Brief:
For the entries that follow, tally the lines holding the string "this". Give the total and nothing else.

Extracted entries:

'''

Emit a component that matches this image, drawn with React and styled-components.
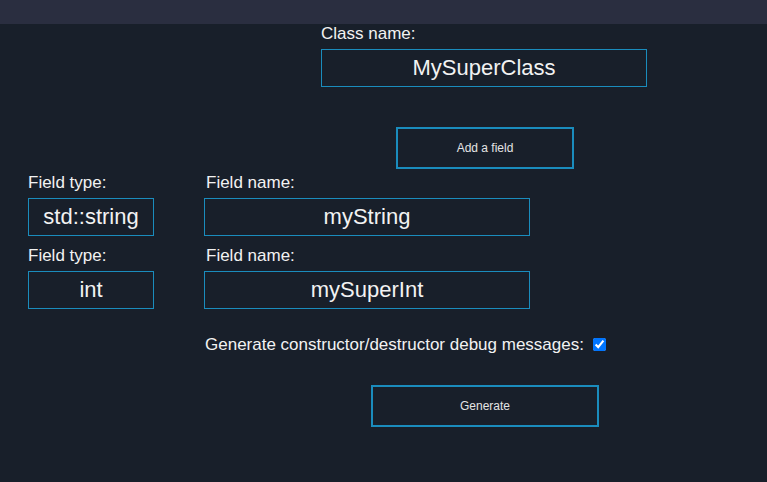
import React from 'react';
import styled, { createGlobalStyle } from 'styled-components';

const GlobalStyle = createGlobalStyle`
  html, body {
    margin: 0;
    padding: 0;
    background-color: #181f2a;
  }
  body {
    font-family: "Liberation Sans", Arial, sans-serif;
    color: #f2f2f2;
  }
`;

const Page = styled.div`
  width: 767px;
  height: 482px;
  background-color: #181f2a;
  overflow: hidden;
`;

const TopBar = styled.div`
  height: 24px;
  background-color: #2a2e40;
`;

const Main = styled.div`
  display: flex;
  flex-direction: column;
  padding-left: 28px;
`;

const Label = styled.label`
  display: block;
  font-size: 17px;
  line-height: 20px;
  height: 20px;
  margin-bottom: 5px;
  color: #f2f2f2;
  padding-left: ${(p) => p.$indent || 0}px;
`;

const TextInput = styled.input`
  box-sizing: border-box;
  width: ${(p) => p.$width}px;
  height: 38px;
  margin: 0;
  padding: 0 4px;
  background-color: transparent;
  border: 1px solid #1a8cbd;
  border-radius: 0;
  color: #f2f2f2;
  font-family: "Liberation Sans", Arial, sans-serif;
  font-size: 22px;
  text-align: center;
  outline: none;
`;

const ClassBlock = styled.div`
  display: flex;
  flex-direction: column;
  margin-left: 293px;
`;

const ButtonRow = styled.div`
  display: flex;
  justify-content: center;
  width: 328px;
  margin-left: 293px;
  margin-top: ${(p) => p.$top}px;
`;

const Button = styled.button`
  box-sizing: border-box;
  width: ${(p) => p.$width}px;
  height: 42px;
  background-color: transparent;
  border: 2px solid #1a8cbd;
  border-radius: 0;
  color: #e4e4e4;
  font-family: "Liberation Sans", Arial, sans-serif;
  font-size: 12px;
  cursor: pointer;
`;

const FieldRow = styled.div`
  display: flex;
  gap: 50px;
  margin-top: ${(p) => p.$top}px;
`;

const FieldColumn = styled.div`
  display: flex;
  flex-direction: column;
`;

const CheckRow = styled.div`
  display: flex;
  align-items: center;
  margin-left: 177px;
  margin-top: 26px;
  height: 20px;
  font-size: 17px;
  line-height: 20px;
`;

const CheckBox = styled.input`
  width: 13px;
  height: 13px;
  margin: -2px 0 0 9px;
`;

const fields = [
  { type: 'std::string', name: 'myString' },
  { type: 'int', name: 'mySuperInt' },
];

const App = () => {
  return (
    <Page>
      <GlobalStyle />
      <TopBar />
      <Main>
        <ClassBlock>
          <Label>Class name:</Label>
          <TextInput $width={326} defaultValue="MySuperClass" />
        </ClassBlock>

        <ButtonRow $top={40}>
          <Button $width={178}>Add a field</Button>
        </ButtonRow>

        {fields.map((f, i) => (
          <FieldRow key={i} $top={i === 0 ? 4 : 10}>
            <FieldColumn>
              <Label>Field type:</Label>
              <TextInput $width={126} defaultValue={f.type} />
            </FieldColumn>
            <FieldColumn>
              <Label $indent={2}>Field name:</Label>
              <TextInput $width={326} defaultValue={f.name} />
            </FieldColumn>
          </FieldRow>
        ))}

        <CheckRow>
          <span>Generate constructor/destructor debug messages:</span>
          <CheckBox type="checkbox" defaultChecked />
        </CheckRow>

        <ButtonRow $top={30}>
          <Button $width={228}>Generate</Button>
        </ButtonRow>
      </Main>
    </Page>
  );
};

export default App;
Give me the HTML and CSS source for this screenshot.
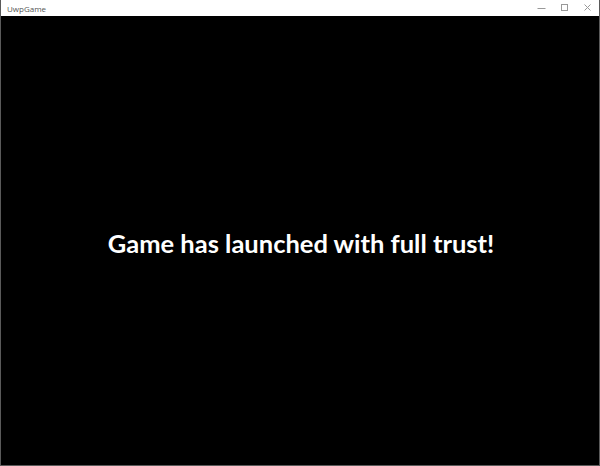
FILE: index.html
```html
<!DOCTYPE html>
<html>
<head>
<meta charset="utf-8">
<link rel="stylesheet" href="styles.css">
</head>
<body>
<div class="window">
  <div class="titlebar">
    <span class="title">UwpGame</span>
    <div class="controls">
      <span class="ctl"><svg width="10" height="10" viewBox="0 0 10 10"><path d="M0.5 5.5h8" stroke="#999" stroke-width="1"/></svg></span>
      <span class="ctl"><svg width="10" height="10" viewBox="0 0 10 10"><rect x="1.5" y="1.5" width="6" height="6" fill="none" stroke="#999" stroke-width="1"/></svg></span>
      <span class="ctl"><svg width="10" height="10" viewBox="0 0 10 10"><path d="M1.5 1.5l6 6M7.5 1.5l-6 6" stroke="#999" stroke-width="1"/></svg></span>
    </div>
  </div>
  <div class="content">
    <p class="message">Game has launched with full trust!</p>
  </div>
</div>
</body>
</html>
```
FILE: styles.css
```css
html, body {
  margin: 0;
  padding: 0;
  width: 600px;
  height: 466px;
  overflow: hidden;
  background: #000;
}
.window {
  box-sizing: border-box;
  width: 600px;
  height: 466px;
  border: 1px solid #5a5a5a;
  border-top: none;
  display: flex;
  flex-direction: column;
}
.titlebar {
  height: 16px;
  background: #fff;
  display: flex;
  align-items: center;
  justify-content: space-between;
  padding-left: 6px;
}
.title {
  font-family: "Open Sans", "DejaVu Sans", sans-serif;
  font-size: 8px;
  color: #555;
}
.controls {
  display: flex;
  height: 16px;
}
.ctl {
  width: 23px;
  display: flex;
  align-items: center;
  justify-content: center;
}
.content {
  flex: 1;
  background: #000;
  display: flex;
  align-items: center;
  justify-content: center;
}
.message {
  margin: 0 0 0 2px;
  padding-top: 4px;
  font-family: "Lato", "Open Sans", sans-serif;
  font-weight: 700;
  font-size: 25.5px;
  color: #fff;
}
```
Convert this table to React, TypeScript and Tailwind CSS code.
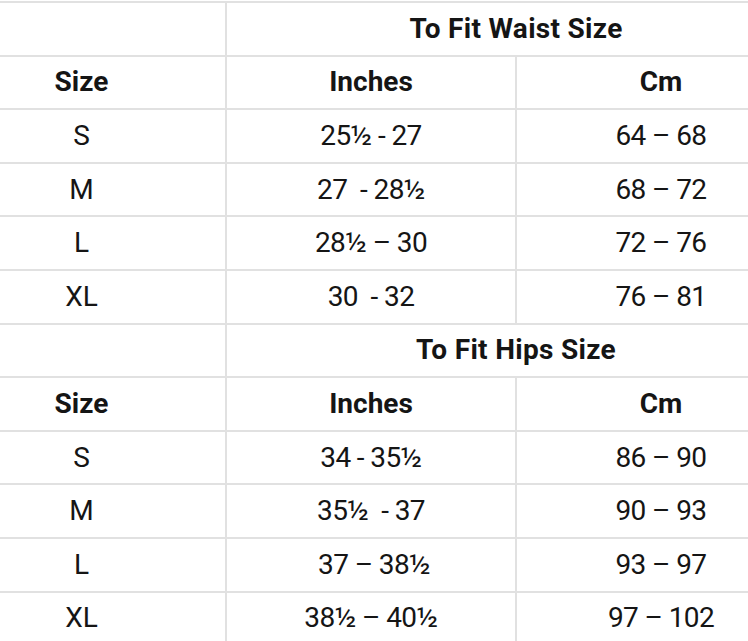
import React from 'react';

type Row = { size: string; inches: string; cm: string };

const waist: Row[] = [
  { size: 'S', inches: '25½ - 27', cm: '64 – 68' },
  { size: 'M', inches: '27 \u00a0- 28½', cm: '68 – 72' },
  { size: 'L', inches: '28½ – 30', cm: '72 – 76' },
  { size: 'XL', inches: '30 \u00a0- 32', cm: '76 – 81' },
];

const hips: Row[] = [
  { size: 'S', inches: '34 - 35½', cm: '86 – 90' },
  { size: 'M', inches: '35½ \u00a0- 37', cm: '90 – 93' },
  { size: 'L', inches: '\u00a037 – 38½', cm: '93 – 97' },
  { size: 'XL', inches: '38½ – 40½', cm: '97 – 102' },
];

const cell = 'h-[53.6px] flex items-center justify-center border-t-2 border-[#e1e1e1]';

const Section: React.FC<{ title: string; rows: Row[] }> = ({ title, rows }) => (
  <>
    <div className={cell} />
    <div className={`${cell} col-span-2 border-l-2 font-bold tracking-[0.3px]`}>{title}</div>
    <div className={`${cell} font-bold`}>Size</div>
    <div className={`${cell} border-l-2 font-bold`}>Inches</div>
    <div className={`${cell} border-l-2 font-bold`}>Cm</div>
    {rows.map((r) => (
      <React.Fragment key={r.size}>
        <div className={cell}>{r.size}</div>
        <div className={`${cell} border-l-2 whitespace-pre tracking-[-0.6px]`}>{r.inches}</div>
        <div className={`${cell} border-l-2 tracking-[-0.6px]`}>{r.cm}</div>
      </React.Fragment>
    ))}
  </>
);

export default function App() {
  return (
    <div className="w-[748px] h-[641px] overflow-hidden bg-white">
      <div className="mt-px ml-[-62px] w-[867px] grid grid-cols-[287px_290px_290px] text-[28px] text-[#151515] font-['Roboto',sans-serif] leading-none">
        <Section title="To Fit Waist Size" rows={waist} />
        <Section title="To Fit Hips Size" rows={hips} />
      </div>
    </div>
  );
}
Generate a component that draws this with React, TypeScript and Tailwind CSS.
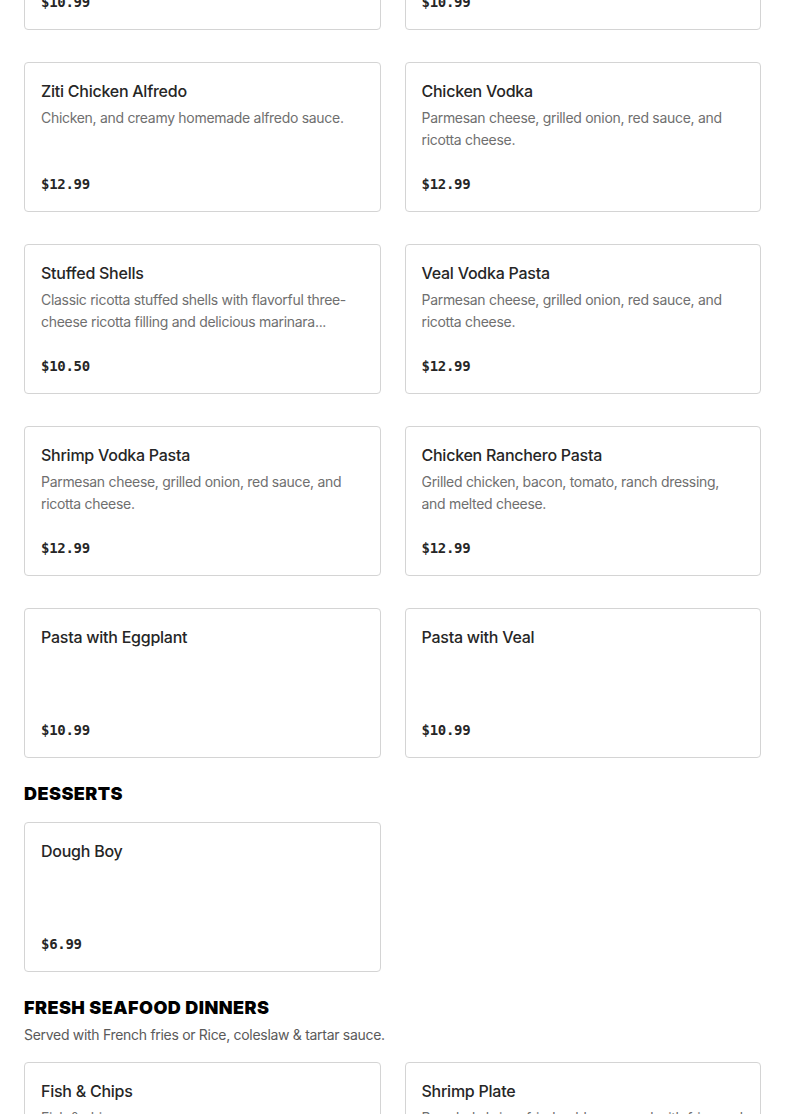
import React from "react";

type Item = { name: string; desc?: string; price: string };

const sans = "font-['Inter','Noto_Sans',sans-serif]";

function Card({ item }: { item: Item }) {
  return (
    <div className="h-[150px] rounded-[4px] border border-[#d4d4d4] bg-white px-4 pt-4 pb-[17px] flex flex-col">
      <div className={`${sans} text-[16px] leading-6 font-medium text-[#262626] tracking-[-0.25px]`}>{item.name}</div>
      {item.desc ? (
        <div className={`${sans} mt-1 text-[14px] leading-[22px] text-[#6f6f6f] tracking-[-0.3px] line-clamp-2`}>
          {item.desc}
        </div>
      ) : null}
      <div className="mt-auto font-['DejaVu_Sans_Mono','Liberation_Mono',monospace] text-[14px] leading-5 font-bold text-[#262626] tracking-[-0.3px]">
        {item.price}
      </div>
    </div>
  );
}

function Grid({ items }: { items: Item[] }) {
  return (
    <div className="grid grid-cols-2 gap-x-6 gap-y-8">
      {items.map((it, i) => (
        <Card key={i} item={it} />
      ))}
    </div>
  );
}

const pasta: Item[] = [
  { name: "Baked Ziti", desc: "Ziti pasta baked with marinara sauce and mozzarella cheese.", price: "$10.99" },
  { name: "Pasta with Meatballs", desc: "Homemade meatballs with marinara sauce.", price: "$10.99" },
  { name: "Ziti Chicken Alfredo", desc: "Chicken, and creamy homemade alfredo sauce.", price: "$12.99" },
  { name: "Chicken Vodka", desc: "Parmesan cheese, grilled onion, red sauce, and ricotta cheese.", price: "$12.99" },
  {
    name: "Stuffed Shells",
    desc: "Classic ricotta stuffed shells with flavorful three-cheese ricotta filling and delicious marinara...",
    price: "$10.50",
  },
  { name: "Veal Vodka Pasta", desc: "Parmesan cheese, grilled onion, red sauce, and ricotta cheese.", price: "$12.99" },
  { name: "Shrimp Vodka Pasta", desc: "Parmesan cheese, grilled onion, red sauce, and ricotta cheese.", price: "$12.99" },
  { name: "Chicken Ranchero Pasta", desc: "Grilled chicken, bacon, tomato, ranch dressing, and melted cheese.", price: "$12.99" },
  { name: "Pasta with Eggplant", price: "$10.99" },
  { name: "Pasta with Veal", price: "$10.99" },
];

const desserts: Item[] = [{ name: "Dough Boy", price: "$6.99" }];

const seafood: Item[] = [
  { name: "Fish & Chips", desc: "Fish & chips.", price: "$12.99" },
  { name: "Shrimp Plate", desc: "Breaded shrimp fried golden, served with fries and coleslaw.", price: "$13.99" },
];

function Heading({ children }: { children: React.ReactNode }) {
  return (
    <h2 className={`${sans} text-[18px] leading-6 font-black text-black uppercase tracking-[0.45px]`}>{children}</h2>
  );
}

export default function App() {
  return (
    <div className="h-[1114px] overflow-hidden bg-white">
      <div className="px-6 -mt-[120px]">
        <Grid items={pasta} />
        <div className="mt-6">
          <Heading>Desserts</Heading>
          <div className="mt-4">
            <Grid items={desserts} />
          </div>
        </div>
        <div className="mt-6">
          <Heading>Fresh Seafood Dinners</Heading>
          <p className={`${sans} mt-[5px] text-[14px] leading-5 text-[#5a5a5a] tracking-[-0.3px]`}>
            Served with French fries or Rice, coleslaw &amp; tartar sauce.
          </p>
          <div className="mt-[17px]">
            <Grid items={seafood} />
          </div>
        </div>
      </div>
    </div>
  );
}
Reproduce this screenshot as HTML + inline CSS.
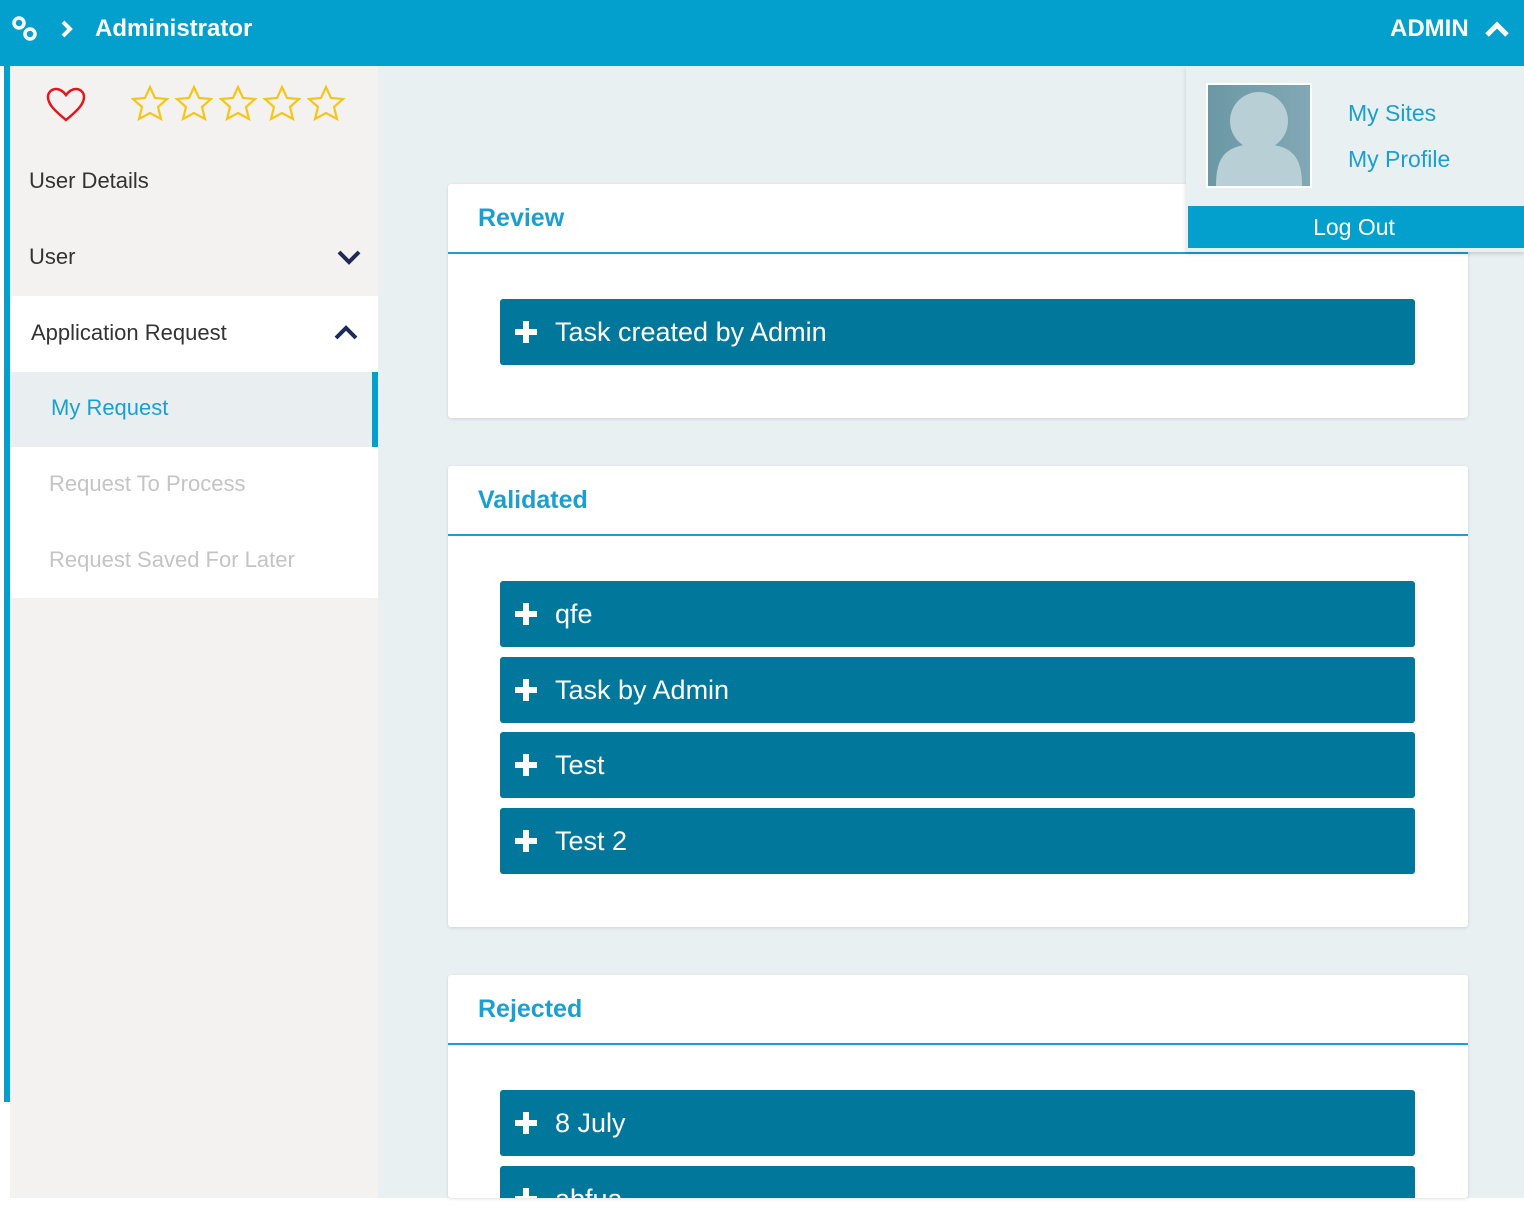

'''

Exercise solution:
5